In all my courses I seek to nurture students’ interest in the world that surrounds them and foster their willingness to understand its complexity and its embeddedness in past developments. As historians in action, then, students amass the tools and refine the sensibilities that will help them excel in their careers and lives. It is my aspiration that each student emerge from our forays into history with a richer and more nuanced understanding of the complexities of the present.

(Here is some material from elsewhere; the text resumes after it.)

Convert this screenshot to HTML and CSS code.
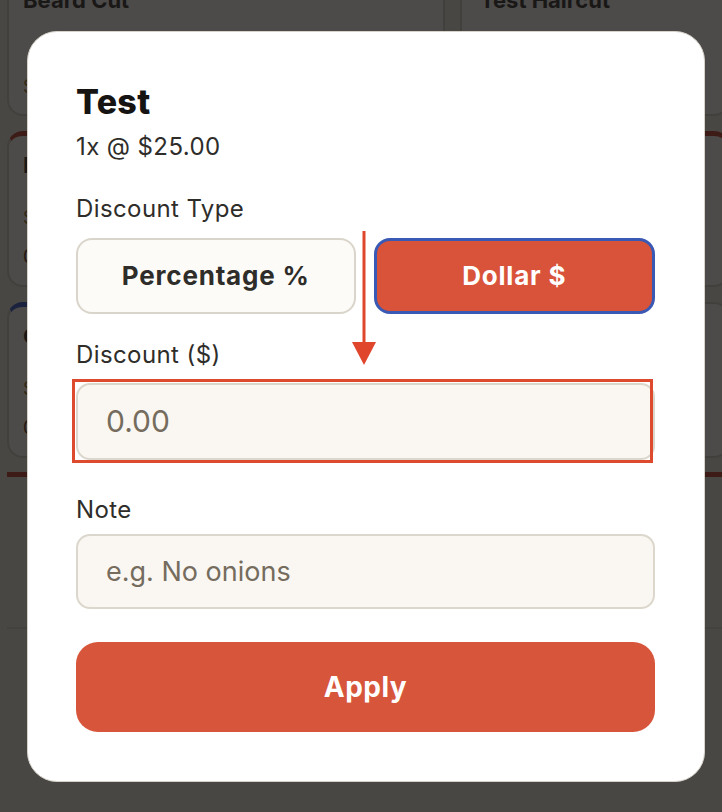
FILE: index.html
```html
<!DOCTYPE html>
<html lang="en">
<head>
    <meta charset="UTF-8">
    <meta name="viewport" content="width=device-width, initial-scale=1.0">
    <title>Item discount</title>
    <link rel="stylesheet" href="styles.css">
</head>
<body>
    <div class="page">
        <div class="grid">
            <div class="card first">
                <div class="card-name">Beard Cut</div>
                <div class="card-price">$20.00</div>
            </div>
            <div class="card first">
                <div class="card-name">Test Haircut</div>
            </div>
            <div class="card red">
                <div class="card-name">Fade</div>
                <div class="card-price">$30.00</div>
                <div class="card-qty">0</div>
            </div>
            <div class="card red"></div>
            <div class="card blue">
                <div class="card-name">Color</div>
                <div class="card-price">$45.00</div>
                <div class="card-qty">0</div>
            </div>
            <div class="card"></div>
        </div>
        <div class="cart-bar"></div>
        <div class="footer"></div>
    </div>

    <div class="overlay">
        <div class="modal">
            <svg class="arrow" width="26" height="136" viewBox="0 0 26 136">
                <rect x="11.5" y="0" width="3" height="112" fill="#e0462c"/>
                <polygon points="1,111 25,111 13,134" fill="#e0462c"/>
            </svg>

            <h2 class="modal-title">Test</h2>
            <div class="modal-sub">1x @ $25.00</div>

            <label class="field-label type-label">Discount Type</label>
            <div class="type-switch">
                <button class="type-btn">Percentage %</button>
                <button class="type-btn active">Dollar $</button>
            </div>

            <label class="field-label" for="discount">Discount ($)</label>
            <div class="marked">
                <input class="field-input" type="text" id="discount" placeholder="0.00">
            </div>

            <label class="field-label note-label" for="note">Note</label>
            <input class="field-input note-input" type="text" id="note" placeholder="e.g. No onions">

            <button class="apply-btn">Apply</button>
        </div>
    </div>
</body>
</html>
```

FILE: styles.css
```css
* {
    box-sizing: border-box;
}
body {
    margin: 0;
    font-family: Inter, "Noto Sans", Arial, sans-serif;
    background: #efece5;
    color: #2e2d2a;
    height: 812px;
    overflow: hidden;
}

/* page behind the dialog */
.page {
    padding: 0 0 0 7px;
}
.grid {
    display: grid;
    grid-template-columns: 438px 270px;
    column-gap: 15px;
    row-gap: 15px;
}
.card {
    height: 156px;
    background: #fdfcf8;
    border: 2px solid #d6d2c8;
    border-radius: 16px;
    padding: 16px 14px;
}
.card.first {
    margin-top: -40px;
    padding-top: 25px;
}
.card.first:nth-child(2) {
    padding-left: 18px;
}
.card.red {
    border-top: 5px solid #c0392b;
}
.card.blue {
    border-top: 5px solid #2f55c9;
}
.card-name {
    font-size: 22px;
    line-height: 27px;
    font-weight: 700;
}
.card-price {
    margin-top: 28px;
    font-size: 18px;
    color: #8a6a2a;
}
.card.first .card-price {
    margin-top: 62px;
}
.card-qty {
    margin-top: 18px;
    font-size: 18px;
    color: #5a2a10;
}
.cart-bar {
    margin-top: 14px;
    height: 5px;
    background: #c0392b;
}
.footer {
    margin-top: 150px;
    border-top: 2px solid #dcd8cf;
    height: 200px;
}

/* dialog */
.overlay {
    position: fixed;
    inset: 0;
    background: rgba(20, 19, 17, 0.76);
    display: flex;
    align-items: center;
    padding-left: 27px;
}
.modal {
    position: relative;
    width: 678px;
    height: 751px;
    background: #fff;
    border: 1px solid #d6d2c9;
    border-radius: 30px;
    padding: 50px 49px 0 48px;
}
.modal-title {
    margin: 0;
    font-size: 34px;
    line-height: 40px;
    font-weight: 800;
    letter-spacing: 0.3px;
    color: #151412;
}
.modal-sub {
    margin-top: 10px;
    font-size: 24px;
    line-height: 30px;
    letter-spacing: 0.4px;
    color: #2e2d2a;
}
.field-label {
    display: block;
    font-size: 24px;
    line-height: 30px;
    letter-spacing: 0.4px;
    color: #2e2d2a;
    margin-top: 26px;
    margin-bottom: 13px;
}
.type-label {
    margin-top: 32px;
    margin-bottom: 14px;
}
.type-switch {
    display: flex;
    gap: 18px;
}
.type-btn {
    flex: 1;
    height: 76px;
    border: 2px solid #dad5cb;
    border-radius: 16px;
    background: #fcfbf7;
    font-family: inherit;
    font-size: 26px;
    font-weight: 700;
    letter-spacing: 0.8px;
    color: #2e2d2a;
}
.type-btn.active {
    background: #d9533a;
    border: 3px solid #3a59b4;
    color: #fff;
}
.field-input {
    display: block;
    width: 100%;
    height: 77px;
    border: 2px solid #dcd7cc;
    border-radius: 14px;
    background: #faf7f2;
    padding: 0 28px;
    font-family: inherit;
    font-size: 30px;
    color: #2e2d2a;
}
.field-input::placeholder {
    color: #756c5e;
}
.marked {
    position: relative;
}
.marked::after {
    content: "";
    position: absolute;
    left: -4px;
    top: -4px;
    right: 2px;
    bottom: -3px;
    border: 3px solid #de4a2e;
    pointer-events: none;
}
.note-label {
    margin-top: 35px;
    margin-bottom: 9px;
}
.note-input {
    height: 75px;
    font-size: 27px;
}
.arrow {
    position: absolute;
    left: 323px;
    top: 199px;
}
.apply-btn {
    display: block;
    width: 100%;
    height: 90px;
    margin-top: 33px;
    border: none;
    border-radius: 22px;
    background: #d7553a;
    font-family: inherit;
    font-size: 28px;
    font-weight: 700;
    letter-spacing: 0.5px;
    color: #fff;
}
```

And on a more universal level, I always strive to introduce students to the beauty of knowledge and self-discovery, as well as the good company of fellow thinkers, readers, and writers.


Courses

Course:   Comparative Fascism
University of Michigan, Fall 2007

Developed a lecture course introducing students to the primary theoretical and historiographical debates about fascism; material focused on the cases of Fascist Italy and Nazi Germany while integrating the discussion of other examples that have been labeled fascist; fostered collaboration among students with the assignment of a group-based web project requiring students to research, collect, edit, and interpret primary and secondary source material pertaining to a topic of students’ choosing.

download Comparative Fascism Syllabus (PDF format)
 

Course:   European Imperialisms - An Archive of Stories, Cartoons and Films
University of Michigan, Fall 2005

This course studied Western European colonial empires from the late 19th century to the present.

As practicing historians, we drew on an extensive archive of films, treatises, cartoons, poems, documentaries, speeches, and novels. Our goal was to explore a wide variety of topics including colonial regimes of terror and civilizing missions, notions of masculinity and domesticity, and colonial and postcolonial race relations. The course consisted of lectures, class discussions, and writing workshops. This course fulfilled the first-year writing requirement.